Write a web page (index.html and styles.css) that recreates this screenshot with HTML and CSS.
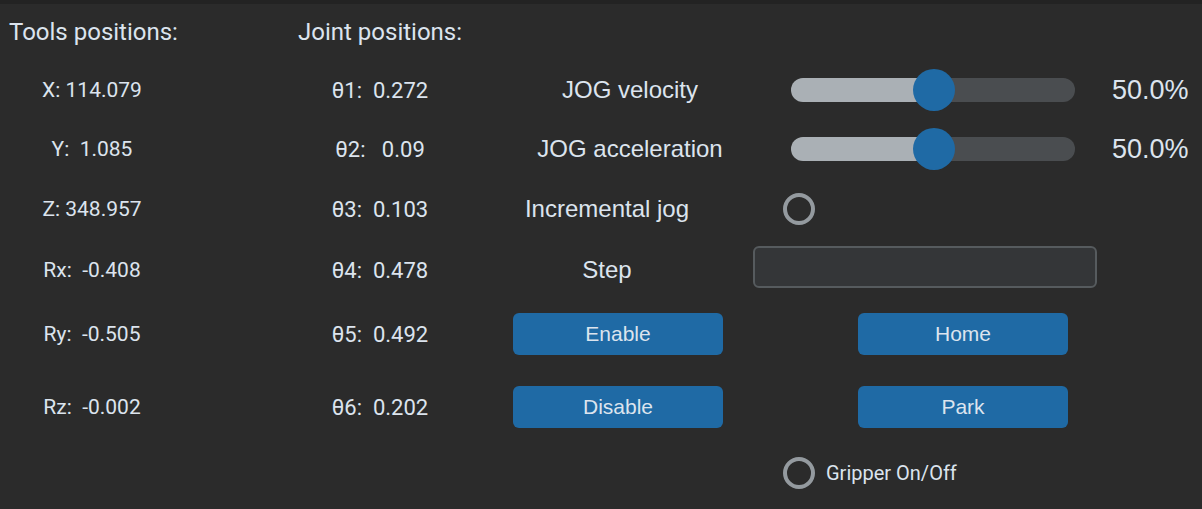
FILE: index.html
```html
<!DOCTYPE html>
<html>
<head>
<meta charset="utf-8">
<link rel="stylesheet" href="styles.css">
</head>
<body>
<div class="topbar"></div>
<div class="panel">
  <div class="title c-tools r1">Tools positions:</div>
  <div class="title c-joint r1 joint-title">Joint positions:</div>

  <div class="val c-tools r2">X: 114.079</div>
  <div class="val c-tools r3">Y:  1.085</div>
  <div class="val c-tools r4">Z: 348.957</div>
  <div class="val c-tools r5">Rx:  -0.408</div>
  <div class="val c-tools r6">Ry:  -0.505</div>
  <div class="val c-tools r7">Rz:  -0.002</div>

  <div class="val theta c-joint r2">θ1:  0.272</div>
  <div class="val theta c-joint r3">θ2:   0.09</div>
  <div class="val theta c-joint r4">θ3:  0.103</div>
  <div class="val theta c-joint r5">θ4:  0.478</div>
  <div class="val theta c-joint r6">θ5:  0.492</div>
  <div class="val theta c-joint r7">θ6:  0.202</div>

  <div class="lbl lbl-jog c-label r2">JOG velocity</div>
  <div class="slider c-widget r2"><div class="track" style="--p:50%"><div class="thumb"></div></div></div>
  <div class="pct c-pct r2">50.0%</div>

  <div class="lbl lbl-jog c-label r3">JOG acceleration</div>
  <div class="slider c-widget r3"><div class="track" style="--p:50%"><div class="thumb"></div></div></div>
  <div class="pct c-pct r3">50.0%</div>

  <div class="lbl lbl-side c-label r4">Incremental jog</div>
  <div class="radio-wrap c-widget r4"><span class="radio"></span></div>

  <div class="lbl lbl-side c-label r5">Step</div>
  <div class="entry c-widget r5"></div>

  <div class="btn btn-left c-label r6">Enable</div>
  <div class="btn btn-right c-widget r6">Home</div>
  <div class="btn btn-left c-label r7">Disable</div>
  <div class="btn btn-right c-widget r7">Park</div>

  <div class="radio-wrap c-widget r8"><span class="radio"></span><span class="radio-text">Gripper On/Off</span></div>
</div>
</body>
</html>
```

FILE: styles.css
```css
html, body {
  margin: 0;
  padding: 0;
  background: #2b2b2b;
  width: 1202px;
  height: 509px;
  overflow: hidden;
}
.topbar {
  height: 4px;
  background: #232323;
}
.panel {
  display: grid;
  grid-template-columns: 184px 100px 192px 274px 350px 102px;
  grid-template-rows: 56px 60px 58px 62px 60px 68px 78px 54px;
  color: #dce4ee;
  font-family: Roboto, "Liberation Sans", sans-serif;
}
.c-tools { grid-column: 1; }
.c-joint { grid-column: 3; }
.c-label { grid-column: 4; }
.c-widget { grid-column: 5; }
.c-pct { grid-column: 6; }
.r1 { grid-row: 1; }
.r2 { grid-row: 2; }
.r3 { grid-row: 3; }
.r4 { grid-row: 4; }
.r5 { grid-row: 5; }
.r6 { grid-row: 6; }
.r7 { grid-row: 7; }
.r8 { grid-row: 8; }

.title {
  font-size: 24px;
  align-self: center;
  justify-self: start;
  margin-left: 9px;
  white-space: pre;
}
.joint-title { margin-left: 14px; }

.val {
  font-size: 21px;
  align-self: center;
  justify-self: center;
  white-space: pre;
}
.theta { font-size: 22px; }

.lbl {
  font-family: "Liberation Sans", Arial, sans-serif;
  font-size: 24px;
  align-self: center;
  text-align: center;
  white-space: pre;
}
.lbl-jog { padding-left: 34px; }
.lbl-side { padding-right: 12px; }

.slider {
  align-self: center;
  justify-self: start;
  margin-left: 41px;
}
.track {
  position: relative;
  width: 284px;
  height: 24px;
  border-radius: 12px;
  background: linear-gradient(to right, #aab0b5 0, #aab0b5 var(--p), #4a4d50 var(--p), #4a4d50 100%);
}
.thumb {
  position: absolute;
  left: 122px;
  top: -9px;
  width: 42px;
  height: 42px;
  border-radius: 50%;
  background: #1f6aa5;
}
.pct {
  font-family: "Liberation Sans", Arial, sans-serif;
  font-size: 27px;
  align-self: center;
  justify-self: start;
  margin-left: 12px;
}

.radio-wrap {
  display: flex;
  align-items: center;
  gap: 11px;
  align-self: center;
  justify-self: start;
  margin-left: 33px;
}
.radio {
  box-sizing: border-box;
  width: 32px;
  height: 32px;
  border-radius: 50%;
  border: 4px solid #949a9f;
}
.radio-text {
  font-size: 20px;
}

.entry {
  box-sizing: border-box;
  width: 344px;
  height: 42px;
  margin-left: 3px;
  margin-bottom: 6px;
  align-self: center;
  justify-self: start;
  background: #343638;
  border: 2px solid #565b5e;
  border-radius: 6px;
}

.btn {
  box-sizing: border-box;
  width: 210px;
  height: 42px;
  border-radius: 6px;
  background: #1f6aa5;
  color: #dce4ee;
  font-family: "Liberation Sans", Arial, sans-serif;
  font-size: 21px;
  display: flex;
  align-items: center;
  justify-content: center;
  align-self: center;
  justify-self: start;
}
.btn-left { margin-left: 37px; }
.btn-right { margin-left: 108px; }
```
• • • • •
» **Exercise directions**:
Check each line of the data above for the string "styles", then report how many lines have it, with no other words.

» **Result below**:
3